EC deputy chairperson Wan Ahmad Wan Omar explained the two allegations raised by researcher Ong Kian Ming, whom Wan Ahmad said has never approached the EC for any comment before making the allegations to attack the EC’s integrity.
“If Dr Ong comes to the EC, we can discuss and explain to him, but he has an agenda, he never comes to the EC,” Wan Ahmad said during a press conference in Kuala Lumpur yesterday.
In his two-part commentary published in Malaysiakini early last month, Ong (right) found 44 names of police postal voters who were above the retirement age of 58.
Ong is the Malaysian Electoral Roll Analysis Project (Merap) director, who is assisting Bersih to analyse the much-disputed electoral roll.
Wan Ahmad explained that the current law only allows postal voters themselves to change their voting status back to normal voters.
“When he retires, his name is still in the postal voter list. Only he can change it back (to normal voter). If he forgets, and the Defence Ministry does not give us the list of retired army personnel, his name will remain on the postal voter list,” he said.
He stressed that all retired personnel who have registered as postal voters have the right to vote, and it should not be denied.
Another of Ong’s finding was that the ages of more than 200 ordinary voters who converted to postal voters because they had joined the army in the third quarter of 2011 have exceeded the army recruitment age of 30.
These over-aged recruits were then moved to another constituency in the fourth quarter of 2011, said Ong.
However, Wan Ahmad claimed that these are members of a special border regiment who come from Wataniah (Territorial Army Regiment).
He elaborated that members of Wataniah, which is the military reserve force of the Malaysian army, can only register as ordinary voters.
Some of them are later absorbed into the border regiment although they have passed the recruitment age, thus they are entitled to be converted into postal voters, said Wan Ahmad.
The press conference was called after Wan Ahmad delivered a lengthy three-hour talk entitled ‘Bersih 3.0: What else you want?’
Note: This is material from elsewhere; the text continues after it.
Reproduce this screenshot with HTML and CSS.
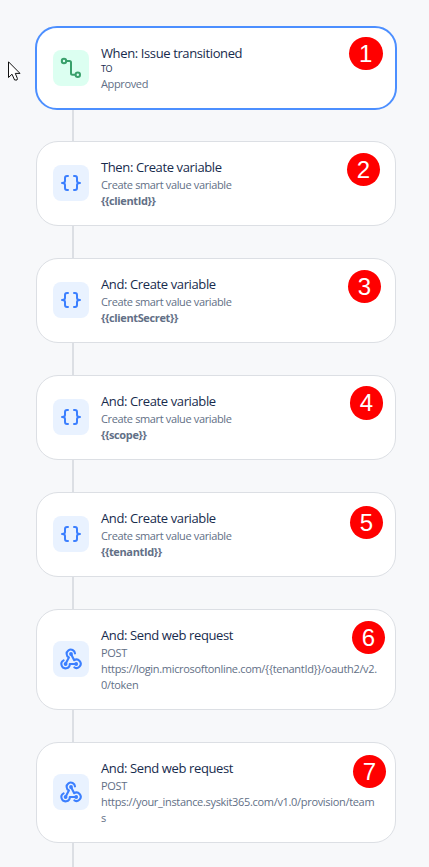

It was organised by the Department of Special Affairs (Jasa) - an agency under the Information, Communications and Culture Ministry - and the Institute of Mind Development (Inmind), and it was attended by mostly government officials.
‘Allegations due to lack of understanding’
During his speech, Wan Ahmad said Ong’s allegations of electoral irregularities are the result of his lack of understanding of the issue.
“He just wants to destroy the electoral roll so the people will hate the EC, and the hatred will be translated to votes... that’s all.”
On another issue raised by Ong that 3.1 million voters were identified as potential non-resident voters by the National Registration Department (NRD) in 2002, Wan Ahmad argued that it was not an irregularity but the result of the current electoral system.
He explained that the laws allow voters to have different MyKad address and voting address, coupled by the high rate of internal migration in Malaysia, hence the large number of non-resident voters.
Wan Ahmad clarified the allegation by PAS Youth that 240,000 EC officers will be registered as postal voters during the next general election, and it will make a big impact on the general election.
“It is not true that all 240,000 will apply to voter as postal voters. Only part of them will do so.”
He also revealed part of the latest progress in the implementation of the 22 recommendations raised by the parliamentary select committee (PSC) on electoral reform.
According to him, the EC has accepted PSC’s proposal to allow overseas Malaysians to vote as postal voters and the relevant legal amendment is under way.
But he accused that electoral reform coalition Bersih, which first advocated the idea, has a political agenda in pushing the proposal.
“Their agenda is that they think overseas Malaysians are anti-government, so they can get more votes (by allowing them to vote from abroad).”
Wan Ahmad repeatedly stressed that the EC is incapable of refuting the false allegations from the opposition and Bersih due to its insufficient manpower and resources.
However, with PSC's recommendation to allocate more budget and manpower to the EC, the commission plans to form a communication team to battle the slander and lies by Bersih, the opposition and “anti-EC social media and Internet media”, he said.